Nur Otan unveiled its party list for the January 15 election at its party congress today. This is a remarkable comeback for the president's eldest daughter, who fell out of favor thanks to the antics of her former husband Rakhat Aliyev in 2007. Aliyev was once a powerful political and economic player in Kazakhstan, but his machinations finally became too much for Nazarbayev when he was linked to the abduction of two bankers. Criminal charges were filed against him, and Nazarbayeva divorced him.
The bankers' bodies were found this year, prompting a murder charge against Aliyev, who’s already been found guilty in absentia on charges including abduction, racketeering and plotting a coup d'etat. Aliyev, who regularly emits a stream of online vitriol against his former father-in-law, is now reported to be living in Malta under the surname of his new wife, Shoraz.
This isn’t Nazarbayeva's first foray into politics: She was once a member of parliament from the Asar party, which she led before it merged into Nazarbayev’s own party, of which Nazarbayeva then became deputy chairman.
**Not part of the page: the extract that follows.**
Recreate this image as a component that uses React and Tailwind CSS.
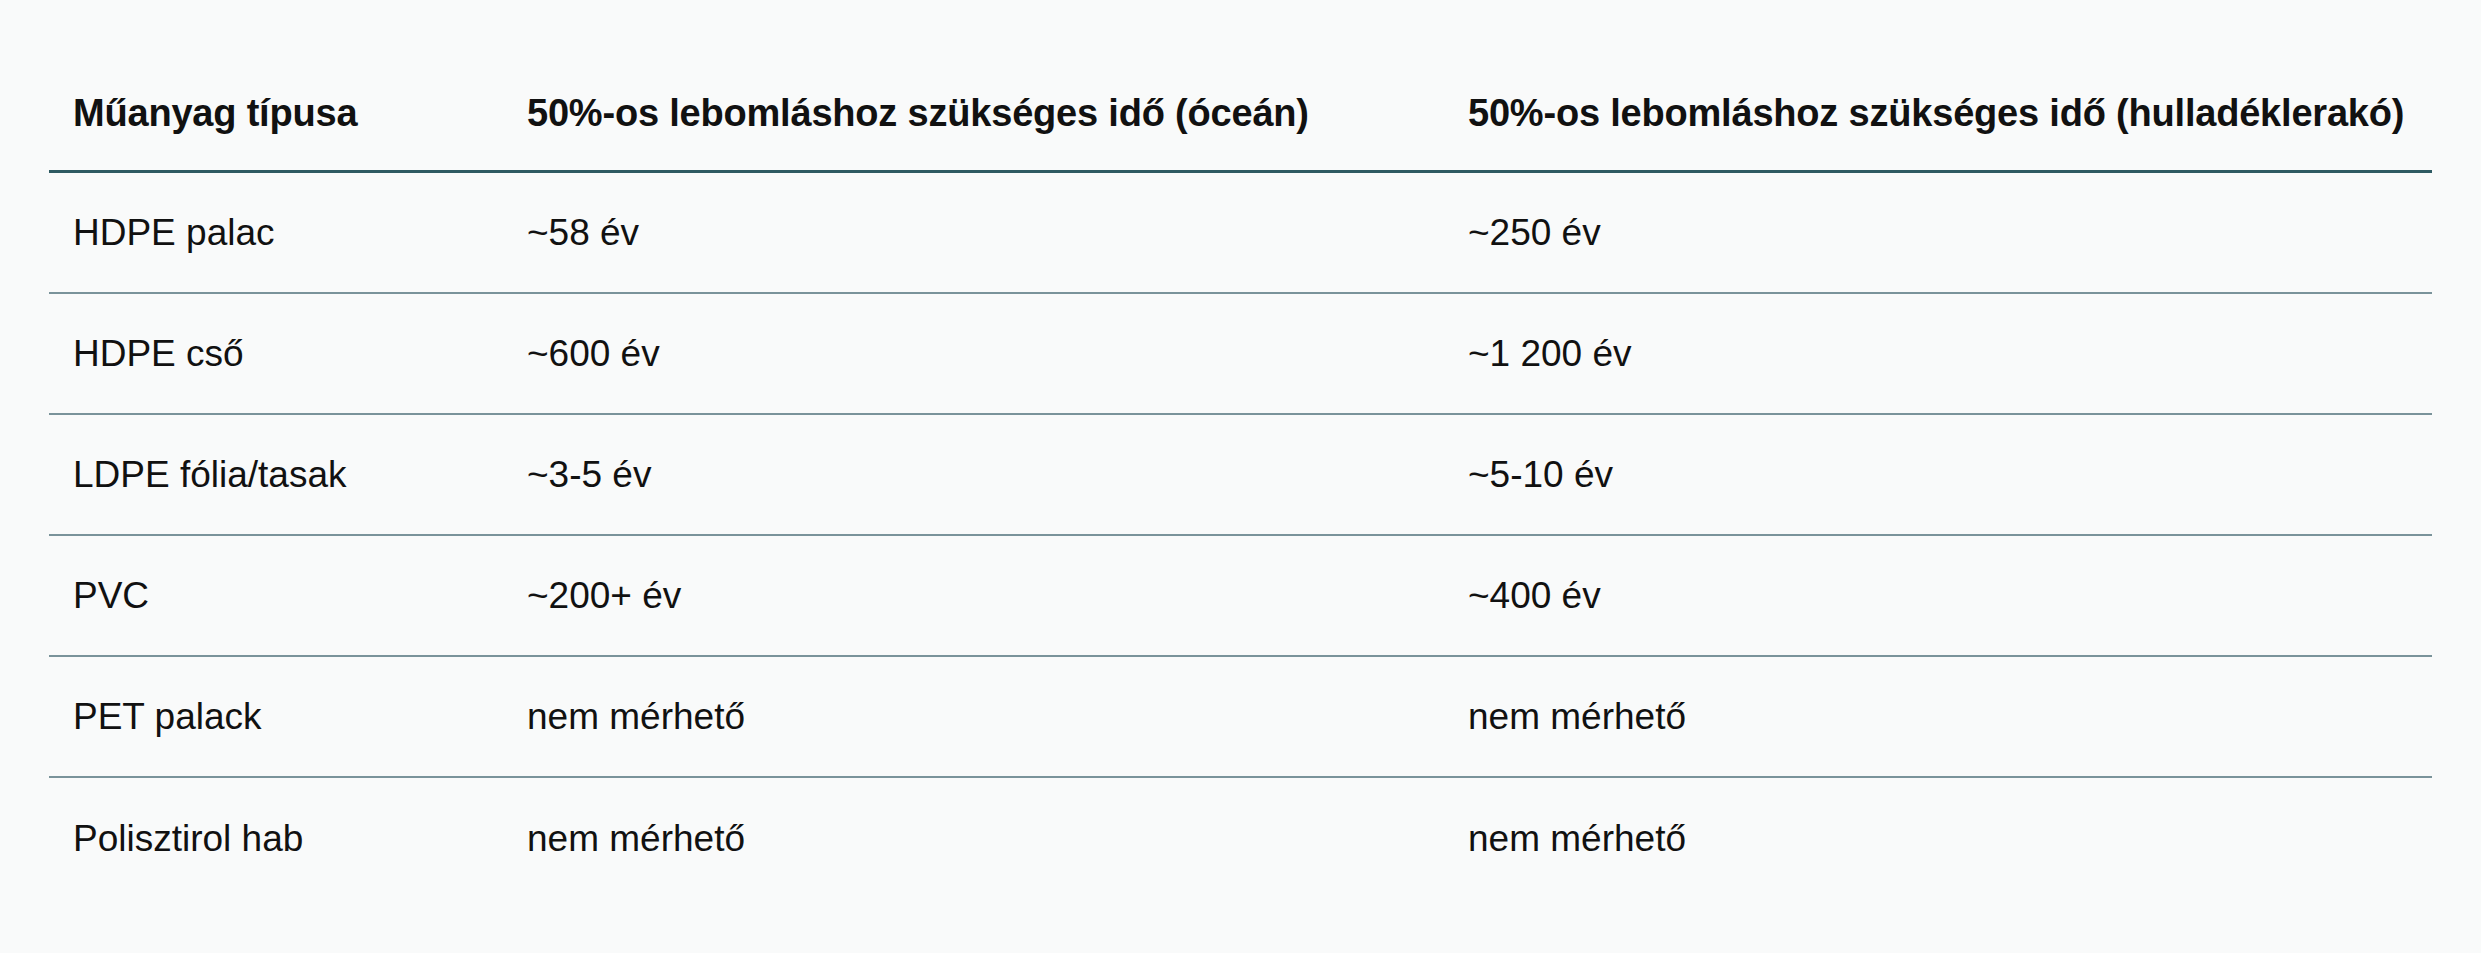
const rows = [
  ['HDPE palac', '~58 év', '~250 év'],
  ['HDPE cső', '~600 év', '~1 200 év'],
  ['LDPE fólia/tasak', '~3-5 év', '~5-10 év'],
  ['PVC', '~200+ év', '~400 év'],
  ['PET palack', 'nem mérhető', 'nem mérhető'],
  ['Polisztirol hab', 'nem mérhető', 'nem mérhető'],
]

export default function App() {
  return (
    <div className="min-h-screen bg-[#f9fafa] px-[49px] pt-[57px] font-['Liberation_Sans',Arial,sans-serif] text-[#111111]">
      {/* Header */}
      <div className="grid grid-cols-[454px_941px_1fr] h-[116px] items-center border-b-[3px] border-[#2e5a62] text-[38px] font-bold tracking-[-0.2px]">
        <div className="pl-6">Műanyag típusa</div>
        <div className="pl-6">50%-os lebomláshoz szükséges idő (óceán)</div>
        <div className="pl-6">50%-os lebomláshoz szükséges idő (hulladéklerakó)</div>
      </div>

      {/* Body */}
      {rows.map((r, i) => (
        <div
          key={r[0]}
          className={`grid grid-cols-[454px_941px_1fr] h-[121px] items-center text-[37px] ${
            i < rows.length - 1 ? 'border-b-2 border-[#7a939a]' : ''
          }`}
        >
          <div className="pl-6">{r[0]}</div>
          <div className="pl-6">{r[1]}</div>
          <div className="pl-6">{r[2]}</div>
        </div>
      ))}
    </div>
  )
}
But the president seems to have a short memory: At the Nur Otan congress he made the bizarre claim that after January’s election Kazakhstan will be getting its first multiparty parliament.
“Based on the results of the vote, a parliament operating on a multiparty basis with the participation of no fewer than two factions will be formed for the first time,” Nazarbayev said, apparently forgetting that all Kazakhstan’s parliaments up to 2007, when only Nur Otan won seats in the election, contained more than one party.
Nazarbayev’s remarks came two days after he met with his new adviser extraordinaire, former British Prime Minister Tony Blair. Perhaps Blair might want to offer the president a piece of advice: Don’t rewrite political history in a bid to burnish your democratic credentials.